B.C.'s top doc called public health orders 'a last resort'
Dr. Bonnie Henry says Omicron accounts for 80% of new COVID-19 cases in B.C.

With the Omicron variant causing runaway transmission of COVID-19, rendering contact tracing ineffective, employers in B.C. are being urged to prepare for a wave of staff being forced off the job by illness.

During a news conference Tuesday, provincial health officer Dr. Bonnie Henry said she is trying to get out of the business of issuing public health orders to manage the pandemic.

“I do think it is over to the [private] sector,” to mitigate certain risks associated with the pandemic, Henry said, explaining many vaccinated people will likely contract a mild form of the virus in the coming weeks.

Most vaccinated people will be protected from serious illness or hospitalizations, she said.

“Across the board in the next few weeks, we'll be dealing with high numbers of people who are off ill,” Henry said.

“For most of us, thankfully because of our vaccinations, that will be mostly mild illness. But the interruption to our business continuity is something that we now need to think more carefully about.”

“It’s not about public health orders,” Henry continued.

“This is about activating all of those layers of protection available for your business, in your situation, to keep you from having to shut down because we don't have enough people to operate.”

The Omicron variant is now responsible for 80% of COVID-19 cases in the province. Last week, B.C. reduced its isolation requirements for COVID-19 cases in vaccinated people to just five days.

“This strain of the virus is different, it’s considerably different in how it presents in the shortness of the incubation period and the shortness of the illness for many people,” Henry said.

She called public health orders “a last resort” that bring with them significant downsides to mental health and wellness.

“If we don't have schools open in person, for example, that can affect children for decades to come,” Henry said.

“We don't have to force people to close to be able to get people to do the right thing and to take, those measures that get us through this," she later said.

When asked for evidence related to the transmission of COVID-19 in gyms, which were ordered to close at the end of December, Henry could not offer specifics.

“I can't tell you every single case that's been linked to a gym, but we can tell you that there that we've seen this as a pattern, that these are environments that are higher risk.”

While gyms have done nothing wrong, Henry said "reputable" gyms understand "that they're not going to put their staff and clients at risk when we're seeing the amount of transmission that we're seeing right now."

Despite the phased return to school this week, Henry said schools remain safe and are not a major source of transmission in the community.

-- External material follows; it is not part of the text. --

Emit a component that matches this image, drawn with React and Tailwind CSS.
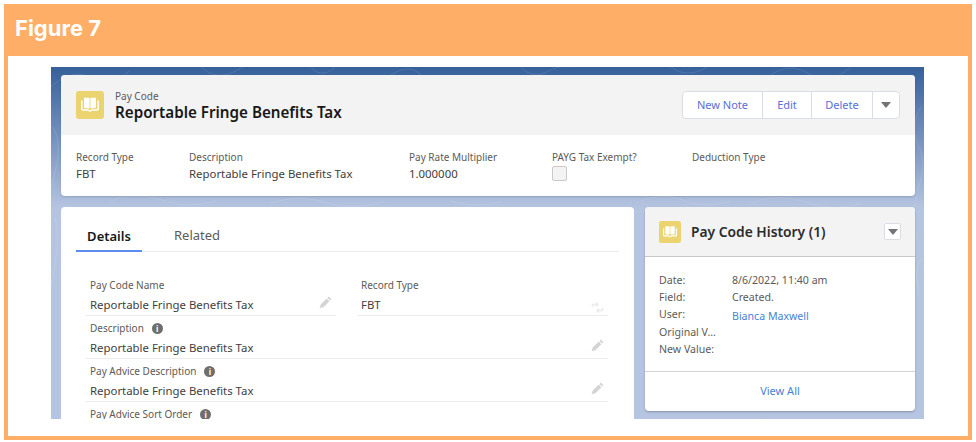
import React from 'react';

function BookIcon({ size }) {
  return (
    <svg width={size} height={size} viewBox="0 0 28 28" fill="none" className="shrink-0">
      <rect width="28" height="28" rx="3" fill="#ebd36f" />
      <path d="M8 6.800h4.600c.7 0 1 .5 1 1.200v9.200H9.200C8.500 17.200 8 16.700 8 16V6.800zM20 6.800h-4.600c-.7 0-1 .5-1 1.200v9.200h4.400c.7 0 1.200-.5 1.200-1.200V6.800z" fill="#fff" />
      <path d="M5.800 9.500v8.300c0 .7.500 1.200 1.100 1.200h5.300c.5 0 .6.900 1.100.900h1.400c.5 0 .6-.9 1.100-.9h5.300c.6 0 1.100-.5 1.100-1.200V9.500" stroke="#fff" strokeWidth="1.500" />
    </svg>
  );
}

function Caret() {
  return (
    <svg width="10" height="6" viewBox="0 0 10 6">
      <path d="M0 0h10L5 6z" fill="#747474" />
    </svg>
  );
}

function Pencil() {
  return (
    <svg width="13" height="13" viewBox="0 0 13 13" className="shrink-0 mb-[5px]">
      <path d="M9.800.6l2.600 2.600-1.300 1.300-2.600-2.600zM7.800 2.600l2.600 2.600-6 6-3.800 1.100 1.100-3.800z" fill="#d4d4d4" />
    </svg>
  );
}

function SwapIcon() {
  return (
    <svg width="13" height="13" viewBox="0 0 13 13" className="shrink-0 mt-[4px]" fill="none" stroke="#ececec" strokeWidth="1.600">
      <path d="M1.500 6V3.500h5M5 1.500l2 2-2 2M11.500 7v2.500h-5M8 7.500l-2 2 2 2" />
    </svg>
  );
}

function Info() {
  return (
    <span className="w-[11px] h-[11px] rounded-full bg-[#706e6b] text-white text-[8px] leading-[11px] font-bold text-center shrink-0">i</span>
  );
}

function Highlight({ label, value, className }) {
  return (
    <div className={className}>
      <div className="text-[10px] leading-[14px] text-[#5c5a57]">{label}</div>
      <div className="text-[11.4px] leading-[16px] mt-[2px] text-[#3e3e3c]">{value}</div>
    </div>
  );
}

function Field({ label, value, info, icon, className }) {
  return (
    <div className={`border-b border-[#ececec] pr-[4px] ${className}`}>
      <div className="flex items-center gap-2 text-[10px] leading-[14px] text-[#5c5a57]">
        {label}
        {info && <Info />}
      </div>
      <div className="flex items-center justify-between h-[16px] mt-[5px] text-[11.4px] text-[#3e3e3c]">
        <span>{value}</span>
        {icon}
      </div>
    </div>
  );
}

function HistoryRow({ label, value, link, className }) {
  return (
    <div className={`flex text-[10.6px] leading-[14px] ${className}`}>
      <div className="w-[73px] text-[#5c5a57]">{label}</div>
      {link ? <a className="text-[#4a7fd6] mt-[2px]">{value}</a> : <div className="text-[#5c5a57]">{value}</div>}
    </div>
  );
}

// faint contour lines in the page backdrop
function Contours() {
  return (
    <svg width="873" height="352" viewBox="0 0 873 352" fill="none" stroke="#ffffff" strokeOpacity="0.1" strokeWidth="1" className="absolute inset-0">
      <path d="M0 20c14-14 30-16 44-8s22 4 34-8M2 60c10 18 4 40-2 60M4 150c6 24 0 44-4 70" />
      <path d="M150 0c8 6 10 8 20 8s14-4 22-8M260 0c6 8 16 8 24 0M340 8c12-8 22-8 30 0M470 0c6 8 18 10 28 4s18-4 26-4" />
      <path d="M620 0c10 8 24 8 36 0M720 8c14-10 28-8 40 0s26 4 40-8" />
      <path d="M870 40c-8 12-8 28-2 40s4 30-2 44M866 130c-6 14-4 30 0 44M872 190c-8 10-8 22-4 34" />
      <path d="M590 134c14-6 30-6 44 0s30 4 46 0M700 136c20-8 40-6 58 0s34 6 54 0" />
      <path d="M60 134c18-8 36-6 54 0s34 4 52 0M220 136c20-6 38-6 56 0s40 4 58-2M400 134c14 4 34 6 50 0" />
    </svg>
  );
}

export default function App() {
  return (
    <div className="w-[976px] h-[442px] bg-white p-1 overflow-hidden font-['Noto_Sans',sans-serif]">
      <div className="h-[436px] flex flex-col border-x-4 border-b-4 border-[#ffae68] w-[968px]">
        <div className="h-[52px] -mx-1 bg-[#ffae68] flex items-center pl-[11px] pb-1 text-white text-[22px] font-bold font-['Inter',sans-serif]">
          Figure 7
        </div>
        <div className="pt-[11px] pl-[43px]">
          <div className="relative w-[873px] h-[352px] overflow-hidden bg-linear-to-b from-[#36609b] to-[#b5c4e0] to-[40%]">
            <Contours />
            <div className="relative pl-[10px] pr-[9px] pt-2">
              {/* Record header */}
              <div className="bg-white rounded shadow-[0_1px_2px_rgba(0,0,0,0.15)] overflow-hidden h-[121px]">
                <div className="h-[60px] bg-[#f3f3f3] flex items-center justify-between px-[15px]">
                  <div className="flex items-center gap-[11px]">
                    <BookIcon size={28} />
                    <div>
                      <div className="text-[10px] leading-[13px] text-[#5c5a57]">Pay Code</div>
                      <div className="text-[15.2px] leading-[18px] font-semibold text-[#181818]">Reportable Fringe Benefits Tax</div>
                    </div>
                  </div>
                  <div className="flex h-[28px] bg-white border border-[#d8dde6] rounded text-[11px] text-[#5a6fd6] items-stretch">
                    <button className="w-[80px] border-r border-[#d8dde6]">New Note</button>
                    <button className="w-[49px] border-r border-[#d8dde6]">Edit</button>
                    <button className="w-[61px] border-r border-[#d8dde6]">Delete</button>
                    <button className="w-[26px] flex items-center justify-center"><Caret /></button>
                  </div>
                </div>
                <div className="flex pl-[15px] pt-[15px]">
                  <Highlight label="Record Type" value="FBT" className="w-[113px]" />
                  <Highlight label="Description" value="Reportable Fringe Benefits Tax" className="w-[220px]" />
                  <Highlight label="Pay Rate Multiplier" value="1.000000" className="w-[143px]" />
                  <div className="w-[140px]">
                    <div className="text-[10px] leading-[14px] text-[#5c5a57]">PAYG Tax Exempt?</div>
                    <div className="mt-[2px] w-[15px] h-[15px] rounded-[2px] border border-[#c9c9c9] bg-[#f3f3f3]" />
                  </div>
                  <Highlight label="Deduction Type" value="" />
                </div>
              </div>

              <div className="flex gap-[11px] mt-[11px] items-start">
                {/* Details card */}
                <div className="w-[573px] h-[240px] bg-white rounded-t px-[15px]">
                  <div className="flex border-b border-[#ececec] h-[45px] items-end">
                    <div className="w-[66px] h-[25px] text-center text-[13px] leading-[18px] font-semibold text-[#181818] border-b-2 border-[#5b8def] -mb-px">Details</div>
                    <div className="ml-[32px] h-[25px] text-[13px] leading-[18px] text-[#5c5a57]">Related</div>
                  </div>
                  <div className="pt-[26px] pl-[10px] w-[532px]">
                    <div className="flex gap-[22px]">
                      <Field label="Pay Code Name" value="Reportable Fringe Benefits Tax" icon={<Pencil />} className="w-[250px] h-[38px] pl-1" />
                      <Field label="Record Type" value="FBT" icon={<SwapIcon />} className="w-[250px] h-[38px] pl-[3px]" />
                    </div>
                    <Field label="Description" value="Reportable Fringe Benefits Tax" info icon={<Pencil />} className="mt-[5px] h-[38px] pl-1" />
                    <Field label="Pay Advice Description" value="Reportable Fringe Benefits Tax" info icon={<Pencil />} className="mt-[5px] h-[38px] pl-1" />
                    <Field label="Pay Advice Sort Order" value="" info className="mt-[5px] h-[38px] pl-1" />
                  </div>
                </div>

                {/* History card */}
                <div className="w-[270px] h-[204px] bg-white rounded shadow-[0_1px_2px_rgba(0,0,0,0.25)] flex flex-col overflow-hidden">
                  <div className="h-[50px] bg-[#f3f3f3] border-b border-[#c9c9c9] flex items-center justify-between px-[14px]">
                    <div className="flex items-center gap-[10px]">
                      <BookIcon size={22} />
                      <span className="text-[13.8px] font-semibold text-[#2b2b2b] mt-[2px]">Pay Code History (1)</span>
                    </div>
                    <button className="w-[17px] h-[17px] bg-white border border-[#d8dde6] rounded-[2px] flex items-center justify-center"><Caret /></button>
                  </div>
                  <div className="h-[115px] border-b border-[#d4d4d4] pl-[14px] pt-[16px]">
                    <HistoryRow label="Date:" value="8/6/2022, 11:40 am" />
                    <HistoryRow label="Field:" value="Created." className="mt-[3px]" />
                    <HistoryRow label="User:" value="Bianca Maxwell" link className="mt-[3px]" />
                    <HistoryRow label="Original V..." value="" className="mt-[2px]" />
                    <HistoryRow label="New Value:" value="" className="mt-[3px]" />
                  </div>
                  <div className="flex-1 flex items-center justify-center text-[11px] text-[#4a7fd6]">View All</div>
                </div>
              </div>
            </div>
          </div>
        </div>
      </div>
    </div>
  );
}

She noted that COVID-19 remains a mild illness in most children, and additional layers of protection are now available in the form of vaccines.

Health Minister Adrian Dix revealed hospitalizations have only increased slightly alongside the surge in cases.

B.C.’s hospital system now has 9,229 base beds and 2,253 surge-capacity beds, for a total of 11,582 beds. As of Tuesday, there are 9,034 people in the hospital.

There are 510 base critical care beds and 218 surge capacity ICU beds. Across B.C., there were 454 people in the ICU on Tuesday.